§ **DATASET SECTION**
· · · ·
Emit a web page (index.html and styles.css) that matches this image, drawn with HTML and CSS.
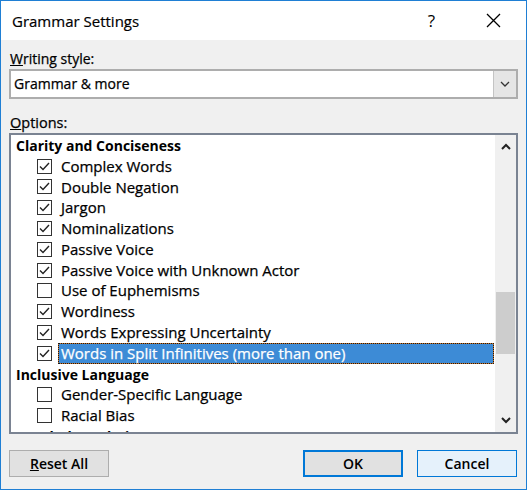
FILE: index.html
```html
<!DOCTYPE html>
<html lang="en">
  <head>
    <meta charset="UTF-8" />
    <title>Grammar Settings</title>
    <link rel="stylesheet" href="styles.css">
  </head>
  <body>
    <div class="dialog">
      <div class="title-bar">
        <span class="title">Grammar Settings</span>
        <span class="help">?</span>
        <svg class="close" width="15" height="15" viewBox="0 0 15 15">
          <path d="M1 1 L14 14 M14 1 L1 14" stroke="#000" stroke-width="1.3" fill="none" />
        </svg>
      </div>

      <div class="content">
        <div class="label"><u>W</u>riting style:</div>
        <div class="combo">
          <span class="combo-text">Grammar &amp; more</span>
          <span class="combo-btn">
            <svg width="10" height="6" viewBox="0 0 10 6">
              <path d="M1 1 L5 5 L9 1" stroke="#333" stroke-width="1.3" fill="none" />
            </svg>
          </span>
        </div>

        <div class="label options-label"><u>O</u>ptions:</div>
        <div class="listbox">
          <div class="list">
            <div class="row group">Clarity and Conciseness</div>
            <div class="row"><span class="check on"></span><span class="text">Complex Words</span></div>
            <div class="row"><span class="check on"></span><span class="text">Double Negation</span></div>
            <div class="row"><span class="check on"></span><span class="text">Jargon</span></div>
            <div class="row"><span class="check on"></span><span class="text">Nominalizations</span></div>
            <div class="row"><span class="check on"></span><span class="text">Passive Voice</span></div>
            <div class="row"><span class="check on"></span><span class="text">Passive Voice with Unknown Actor</span></div>
            <div class="row"><span class="check"></span><span class="text">Use of Euphemisms</span></div>
            <div class="row"><span class="check on"></span><span class="text">Wordiness</span></div>
            <div class="row"><span class="check on"></span><span class="text">Words Expressing Uncertainty</span></div>
            <div class="row"><span class="check on"></span><span class="text selected">Words in Split Infinitives (more than one)</span></div>
            <div class="row group">Inclusive Language</div>
            <div class="row"><span class="check"></span><span class="text">Gender-Specific Language</span></div>
            <div class="row"><span class="check"></span><span class="text">Racial Bias</span></div>
            <div class="row group">Vocabulary Choice</div>
          </div>
          <div class="scrollbar">
            <svg class="arrow" width="10" height="7" viewBox="0 0 10 7">
              <path d="M1 6 L5 2 L9 6" stroke="#222" stroke-width="2" fill="none" />
            </svg>
            <div class="track">
              <div class="thumb"></div>
            </div>
            <svg class="arrow" width="10" height="7" viewBox="0 0 10 7">
              <path d="M1 1 L5 5 L9 1" stroke="#222" stroke-width="2" fill="none" />
            </svg>
          </div>
        </div>

        <div class="buttons">
          <button class="btn"><u>R</u>eset All</button>
          <span class="spacer"></span>
          <button class="btn default">OK</button>
          <button class="btn hover">Cancel</button>
        </div>
      </div>
    </div>
  </body>
</html>
```

FILE: styles.css
```css
body {
  margin: 0;
  background: #fff;
  font-family: "Open Sans", "Noto Sans", sans-serif;
  font-size: 14px;
  color: #000;
}

.dialog {
  width: 527px;
  height: 490px;
  box-sizing: border-box;
  border: 1px solid #1f7fd4;
  display: flex;
  flex-direction: column;
}

.title-bar {
  height: 39px;
  background: #fff;
  display: flex;
  align-items: center;
  padding-left: 11px;
}

.title {
  font-size: 15px;
  -webkit-text-stroke: 0.2px #000;
  flex: 1;
}

.help {
  font-size: 17px;
  margin-right: 51px;
}

.close {
  margin-right: 25px;
}

.content {
  flex: 1;
  background: #f0f0f0;
  padding: 9px 8px 0 8px;
  -webkit-text-stroke: 0.25px #000;
}

.label {
  height: 20px;
  line-height: 20px;
  padding-left: 1px;
}

.options-label {
  margin-top: 14px;
  font-size: 14.5px;
}

.combo {
  height: 30px;
  box-sizing: border-box;
  border: 2px solid #adadad;
  background: #fff;
  display: flex;
  align-items: stretch;
}

.combo-text {
  flex: 1;
  line-height: 26px;
  padding-left: 3px;
}

.combo-btn {
  width: 22px;
  background: #e5e5e5;
  border-left: 1px solid #c4c4c4;
  display: flex;
  align-items: center;
  justify-content: center;
}

.listbox {
  height: 301px;
  box-sizing: border-box;
  border: 2px solid #7a8392;
  background: #fff;
  display: flex;
}

.list {
  flex: 1;
  overflow: hidden;
  padding-left: 5px;
}

.row {
  height: 20.8px;
  display: flex;
  align-items: center;
  white-space: nowrap;
  font-size: 15px;
}

.group {
  font-weight: bold;
  font-size: 14px;
  -webkit-text-stroke: 0;
}

.check {
  width: 15px;
  height: 15px;
  box-sizing: border-box;
  border: 1px solid #333;
  background: #fff;
  margin-left: 21px;
  margin-right: 9px;
  flex: none;
}

.check.on {
  background: #fff url("data:image/svg+xml,%3Csvg xmlns='http://www.w3.org/2000/svg' width='13' height='13' viewBox='0 0 13 13'%3E%3Cpath d='M2 6.5 L5 9.5 L11 3' stroke='%23222' stroke-width='1.4' fill='none'/%3E%3C/svg%3E") center no-repeat;
}

.text {
  padding: 0 2px;
  line-height: 19px;
  border: 1px solid transparent;
  margin-left: -3px;
}

.text.selected {
  flex: 1;
  color: #fff;
  -webkit-text-stroke: 0.25px #fff;
  border: 1px dotted #1a1a1a;
  background: linear-gradient(#3d8bd6, #3d8bd6) padding-box, #c8742a border-box;
  margin-right: 1px;
}

.scrollbar {
  width: 21px;
  background: #f0f0f0;
  display: flex;
  flex-direction: column;
  align-items: center;
}

.arrow {
  margin: 8px 0;
  flex: none;
}

.track {
  flex: 1;
  width: 100%;
  padding: 0 1px;
  box-sizing: border-box;
}

.thumb {
  height: 62px;
  margin-top: 134px;
  background: #cdcdcd;
}

.buttons {
  display: flex;
  gap: 14px;
  margin-top: 16px;
  padding-right: 1px;
}

.spacer {
  flex: 1;
}

.btn {
  width: 100px;
  height: 27px;
  font-family: inherit;
  font-size: 14px;
  font-weight: 600;
  -webkit-text-stroke: 0;
  color: #000;
  background: #e1e1e1;
  border: 1px solid #adadad;
  padding: 0;
}

.btn.default {
  border: 2px solid #0078d7;
}

.btn.hover {
  background: #e5f1fb;
  border: 1px solid #0078d7;
}
```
· · · ·
Tally how many lines of the material contain the word "styles". The answer must be the number and nothing else.

3